Extract the data exactly, missing nothing.

* * * * *

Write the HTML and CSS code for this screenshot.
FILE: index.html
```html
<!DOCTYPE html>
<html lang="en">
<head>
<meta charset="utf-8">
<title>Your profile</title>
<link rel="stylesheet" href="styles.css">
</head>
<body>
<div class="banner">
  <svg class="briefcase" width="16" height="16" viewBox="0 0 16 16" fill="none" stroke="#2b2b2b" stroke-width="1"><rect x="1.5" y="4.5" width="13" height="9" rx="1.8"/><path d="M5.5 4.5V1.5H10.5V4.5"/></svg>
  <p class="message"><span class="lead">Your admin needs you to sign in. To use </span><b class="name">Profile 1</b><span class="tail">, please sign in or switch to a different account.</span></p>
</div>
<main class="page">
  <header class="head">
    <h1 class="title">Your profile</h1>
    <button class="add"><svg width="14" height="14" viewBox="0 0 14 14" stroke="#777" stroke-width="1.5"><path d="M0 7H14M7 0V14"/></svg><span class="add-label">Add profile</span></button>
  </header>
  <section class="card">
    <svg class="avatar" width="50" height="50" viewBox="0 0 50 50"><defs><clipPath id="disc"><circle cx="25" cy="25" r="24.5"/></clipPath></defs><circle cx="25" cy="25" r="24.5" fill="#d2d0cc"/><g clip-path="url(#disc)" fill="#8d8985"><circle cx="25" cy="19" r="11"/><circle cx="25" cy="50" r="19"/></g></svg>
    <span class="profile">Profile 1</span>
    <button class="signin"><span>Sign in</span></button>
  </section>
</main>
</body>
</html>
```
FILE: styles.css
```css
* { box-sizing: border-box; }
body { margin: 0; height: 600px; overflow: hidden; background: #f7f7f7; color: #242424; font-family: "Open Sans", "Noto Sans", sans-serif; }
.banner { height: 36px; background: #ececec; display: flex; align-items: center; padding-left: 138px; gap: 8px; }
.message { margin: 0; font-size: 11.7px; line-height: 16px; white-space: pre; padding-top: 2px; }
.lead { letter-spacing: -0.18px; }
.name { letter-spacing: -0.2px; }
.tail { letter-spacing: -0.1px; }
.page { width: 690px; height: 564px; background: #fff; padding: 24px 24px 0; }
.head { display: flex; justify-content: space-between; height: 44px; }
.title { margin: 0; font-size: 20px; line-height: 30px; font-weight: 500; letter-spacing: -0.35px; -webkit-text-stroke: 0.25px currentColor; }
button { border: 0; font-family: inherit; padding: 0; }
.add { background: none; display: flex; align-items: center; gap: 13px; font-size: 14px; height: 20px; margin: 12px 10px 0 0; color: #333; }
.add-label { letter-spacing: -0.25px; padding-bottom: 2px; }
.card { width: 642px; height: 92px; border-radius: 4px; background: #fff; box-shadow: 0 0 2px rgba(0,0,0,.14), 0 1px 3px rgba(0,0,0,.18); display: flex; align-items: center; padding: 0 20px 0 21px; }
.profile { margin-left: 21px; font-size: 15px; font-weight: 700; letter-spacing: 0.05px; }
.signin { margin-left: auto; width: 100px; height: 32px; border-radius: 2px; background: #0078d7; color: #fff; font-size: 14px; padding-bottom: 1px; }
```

* * * * *

**Exercise output:**
Write the HTML and CSS code for this screenshot.
FILE: index.html
```html
<!DOCTYPE html>
<html lang="en">
<head>
<meta charset="utf-8">
<title>Your profile</title>
<link rel="stylesheet" href="styles.css">
</head>
<body>
<div class="banner">
  <svg class="briefcase" width="16" height="16" viewBox="0 0 16 16" fill="none" stroke="#2b2b2b" stroke-width="1"><rect x="1.5" y="4.5" width="13" height="9" rx="1.8"/><path d="M5.5 4.5V1.5H10.5V4.5"/></svg>
  <p class="message"><span class="lead">Your admin needs you to sign in. To use </span><b class="name">Profile 1</b><span class="tail">, please sign in or switch to a different account.</span></p>
</div>
<main class="page">
  <header class="head">
    <h1 class="title">Your profile</h1>
    <button class="add"><svg width="14" height="14" viewBox="0 0 14 14" stroke="#777" stroke-width="1.5"><path d="M0 7H14M7 0V14"/></svg><span class="add-label">Add profile</span></button>
  </header>
  <section class="card">
    <svg class="avatar" width="50" height="50" viewBox="0 0 50 50"><defs><clipPath id="disc"><circle cx="25" cy="25" r="24.5"/></clipPath></defs><circle cx="25" cy="25" r="24.5" fill="#d2d0cc"/><g clip-path="url(#disc)" fill="#8d8985"><circle cx="25" cy="19" r="11"/><circle cx="25" cy="50" r="19"/></g></svg>
    <span class="profile">Profile 1</span>
    <button class="signin"><span>Sign in</span></button>
  </section>
</main>
</body>
</html>
```
FILE: styles.css
```css
* { box-sizing: border-box; }
body { margin: 0; height: 600px; overflow: hidden; background: #f7f7f7; color: #242424; font-family: "Open Sans", "Noto Sans", sans-serif; }
.banner { height: 36px; background: #ececec; display: flex; align-items: center; padding-left: 138px; gap: 8px; }
.message { margin: 0; font-size: 11.7px; line-height: 16px; white-space: pre; padding-top: 2px; }
.lead { letter-spacing: -0.18px; }
.name { letter-spacing: -0.2px; }
.tail { letter-spacing: -0.1px; }
.page { width: 690px; height: 564px; background: #fff; padding: 24px 24px 0; }
.head { display: flex; justify-content: space-between; height: 44px; }
.title { margin: 0; font-size: 20px; line-height: 30px; font-weight: 500; letter-spacing: -0.35px; -webkit-text-stroke: 0.25px currentColor; }
button { border: 0; font-family: inherit; padding: 0; }
.add { background: none; display: flex; align-items: center; gap: 13px; font-size: 14px; height: 20px; margin: 12px 10px 0 0; color: #333; }
.add-label { letter-spacing: -0.25px; padding-bottom: 2px; }
.card { width: 642px; height: 92px; border-radius: 4px; background: #fff; box-shadow: 0 0 2px rgba(0,0,0,.14), 0 1px 3px rgba(0,0,0,.18); display: flex; align-items: center; padding: 0 20px 0 21px; }
.profile { margin-left: 21px; font-size: 15px; font-weight: 700; letter-spacing: 0.05px; }
.signin { margin-left: auto; width: 100px; height: 32px; border-radius: 2px; background: #0078d7; color: #fff; font-size: 14px; padding-bottom: 1px; }
```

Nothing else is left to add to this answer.